# AIM:
Copy everything in the data below exactly except the pictures.

# DATA SECTION:
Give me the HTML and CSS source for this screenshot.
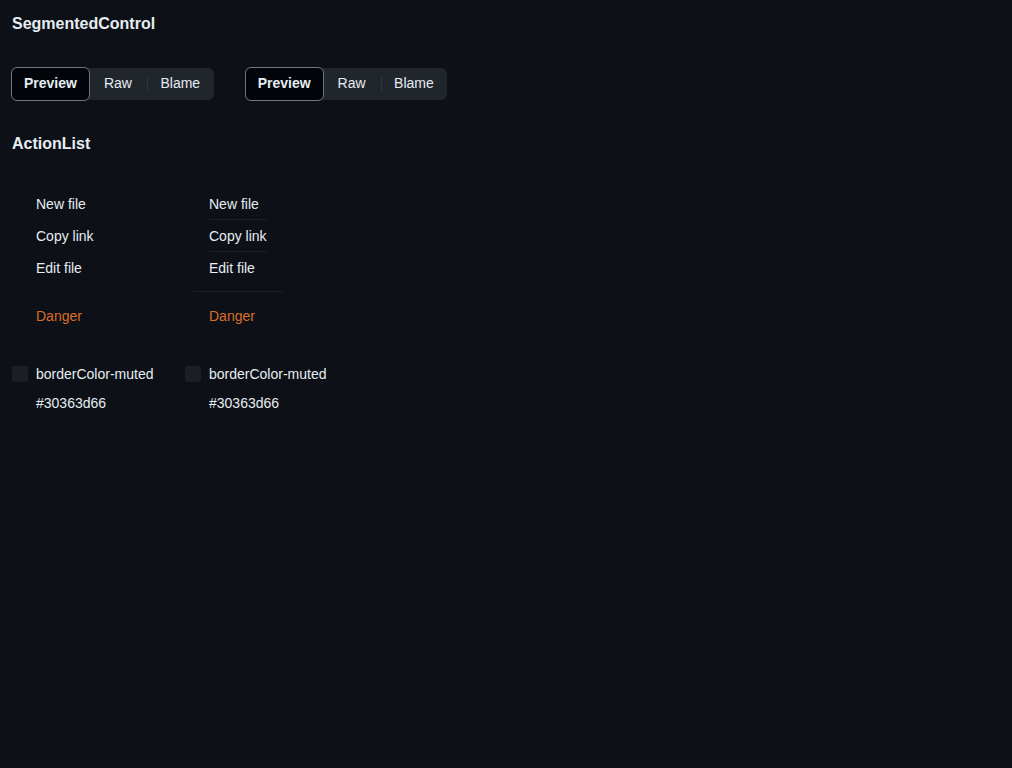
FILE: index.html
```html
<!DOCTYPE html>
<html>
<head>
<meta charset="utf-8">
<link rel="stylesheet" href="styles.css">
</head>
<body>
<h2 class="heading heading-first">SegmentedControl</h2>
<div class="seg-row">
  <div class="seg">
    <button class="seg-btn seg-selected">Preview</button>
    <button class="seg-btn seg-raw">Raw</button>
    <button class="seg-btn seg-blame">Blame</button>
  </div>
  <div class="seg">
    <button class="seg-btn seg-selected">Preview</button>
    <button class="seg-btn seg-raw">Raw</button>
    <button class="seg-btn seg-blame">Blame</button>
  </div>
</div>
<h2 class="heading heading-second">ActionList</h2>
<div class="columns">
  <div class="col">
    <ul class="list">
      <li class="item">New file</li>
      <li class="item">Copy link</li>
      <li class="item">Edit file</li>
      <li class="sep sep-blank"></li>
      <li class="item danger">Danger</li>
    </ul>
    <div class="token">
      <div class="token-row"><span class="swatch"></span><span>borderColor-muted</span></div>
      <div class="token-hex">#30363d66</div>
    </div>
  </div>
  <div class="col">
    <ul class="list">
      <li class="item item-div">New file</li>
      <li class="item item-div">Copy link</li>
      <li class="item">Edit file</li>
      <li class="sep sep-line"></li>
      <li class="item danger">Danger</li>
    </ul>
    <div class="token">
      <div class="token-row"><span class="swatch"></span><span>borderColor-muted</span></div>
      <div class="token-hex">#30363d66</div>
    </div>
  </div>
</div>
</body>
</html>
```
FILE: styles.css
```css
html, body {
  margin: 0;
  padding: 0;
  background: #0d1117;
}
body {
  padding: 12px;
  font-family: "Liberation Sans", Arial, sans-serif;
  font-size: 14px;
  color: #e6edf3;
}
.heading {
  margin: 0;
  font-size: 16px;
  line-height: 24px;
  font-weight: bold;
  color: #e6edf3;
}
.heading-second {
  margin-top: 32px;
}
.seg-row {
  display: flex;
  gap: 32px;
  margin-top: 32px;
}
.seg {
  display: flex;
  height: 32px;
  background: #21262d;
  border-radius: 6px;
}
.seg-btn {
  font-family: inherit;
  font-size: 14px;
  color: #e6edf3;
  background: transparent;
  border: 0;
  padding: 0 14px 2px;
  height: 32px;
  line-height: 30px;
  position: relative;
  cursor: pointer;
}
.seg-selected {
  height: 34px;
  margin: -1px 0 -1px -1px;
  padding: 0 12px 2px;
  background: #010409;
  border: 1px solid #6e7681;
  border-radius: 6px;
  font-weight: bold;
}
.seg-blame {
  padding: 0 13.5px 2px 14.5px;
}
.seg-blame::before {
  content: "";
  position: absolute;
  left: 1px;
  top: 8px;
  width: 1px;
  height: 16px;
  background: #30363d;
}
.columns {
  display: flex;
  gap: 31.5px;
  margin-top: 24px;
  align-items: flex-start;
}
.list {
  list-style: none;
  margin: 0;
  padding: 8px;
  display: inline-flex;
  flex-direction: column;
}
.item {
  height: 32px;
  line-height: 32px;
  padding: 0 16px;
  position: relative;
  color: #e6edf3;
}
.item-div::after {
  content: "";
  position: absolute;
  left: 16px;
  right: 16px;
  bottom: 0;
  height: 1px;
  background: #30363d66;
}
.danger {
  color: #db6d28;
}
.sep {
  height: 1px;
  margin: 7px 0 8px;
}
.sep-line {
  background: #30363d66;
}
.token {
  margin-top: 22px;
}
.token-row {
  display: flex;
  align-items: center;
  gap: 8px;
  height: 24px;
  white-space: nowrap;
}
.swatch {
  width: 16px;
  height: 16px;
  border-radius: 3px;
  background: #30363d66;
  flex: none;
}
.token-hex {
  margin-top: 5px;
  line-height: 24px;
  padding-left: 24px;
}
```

# SOLUTION TO THIS EXERCISE:
Give me the HTML and CSS source for this screenshot.
FILE: index.html
```html
<!DOCTYPE html>
<html>
<head>
<meta charset="utf-8">
<link rel="stylesheet" href="styles.css">
</head>
<body>
<h2 class="heading heading-first">SegmentedControl</h2>
<div class="seg-row">
  <div class="seg">
    <button class="seg-btn seg-selected">Preview</button>
    <button class="seg-btn seg-raw">Raw</button>
    <button class="seg-btn seg-blame">Blame</button>
  </div>
  <div class="seg">
    <button class="seg-btn seg-selected">Preview</button>
    <button class="seg-btn seg-raw">Raw</button>
    <button class="seg-btn seg-blame">Blame</button>
  </div>
</div>
<h2 class="heading heading-second">ActionList</h2>
<div class="columns">
  <div class="col">
    <ul class="list">
      <li class="item">New file</li>
      <li class="item">Copy link</li>
      <li class="item">Edit file</li>
      <li class="sep sep-blank"></li>
      <li class="item danger">Danger</li>
    </ul>
    <div class="token">
      <div class="token-row"><span class="swatch"></span><span>borderColor-muted</span></div>
      <div class="token-hex">#30363d66</div>
    </div>
  </div>
  <div class="col">
    <ul class="list">
      <li class="item item-div">New file</li>
      <li class="item item-div">Copy link</li>
      <li class="item">Edit file</li>
      <li class="sep sep-line"></li>
      <li class="item danger">Danger</li>
    </ul>
    <div class="token">
      <div class="token-row"><span class="swatch"></span><span>borderColor-muted</span></div>
      <div class="token-hex">#30363d66</div>
    </div>
  </div>
</div>
</body>
</html>
```
FILE: styles.css
```css
html, body {
  margin: 0;
  padding: 0;
  background: #0d1117;
}
body {
  padding: 12px;
  font-family: "Liberation Sans", Arial, sans-serif;
  font-size: 14px;
  color: #e6edf3;
}
.heading {
  margin: 0;
  font-size: 16px;
  line-height: 24px;
  font-weight: bold;
  color: #e6edf3;
}
.heading-second {
  margin-top: 32px;
}
.seg-row {
  display: flex;
  gap: 32px;
  margin-top: 32px;
}
.seg {
  display: flex;
  height: 32px;
  background: #21262d;
  border-radius: 6px;
}
.seg-btn {
  font-family: inherit;
  font-size: 14px;
  color: #e6edf3;
  background: transparent;
  border: 0;
  padding: 0 14px 2px;
  height: 32px;
  line-height: 30px;
  position: relative;
  cursor: pointer;
}
.seg-selected {
  height: 34px;
  margin: -1px 0 -1px -1px;
  padding: 0 12px 2px;
  background: #010409;
  border: 1px solid #6e7681;
  border-radius: 6px;
  font-weight: bold;
}
.seg-blame {
  padding: 0 13.5px 2px 14.5px;
}
.seg-blame::before {
  content: "";
  position: absolute;
  left: 1px;
  top: 8px;
  width: 1px;
  height: 16px;
  background: #30363d;
}
.columns {
  display: flex;
  gap: 31.5px;
  margin-top: 24px;
  align-items: flex-start;
}
.list {
  list-style: none;
  margin: 0;
  padding: 8px;
  display: inline-flex;
  flex-direction: column;
}
.item {
  height: 32px;
  line-height: 32px;
  padding: 0 16px;
  position: relative;
  color: #e6edf3;
}
.item-div::after {
  content: "";
  position: absolute;
  left: 16px;
  right: 16px;
  bottom: 0;
  height: 1px;
  background: #30363d66;
}
.danger {
  color: #db6d28;
}
.sep {
  height: 1px;
  margin: 7px 0 8px;
}
.sep-line {
  background: #30363d66;
}
.token {
  margin-top: 22px;
}
.token-row {
  display: flex;
  align-items: center;
  gap: 8px;
  height: 24px;
  white-space: nowrap;
}
.swatch {
  width: 16px;
  height: 16px;
  border-radius: 3px;
  background: #30363d66;
  flex: none;
}
.token-hex {
  margin-top: 5px;
  line-height: 24px;
  padding-left: 24px;
}
```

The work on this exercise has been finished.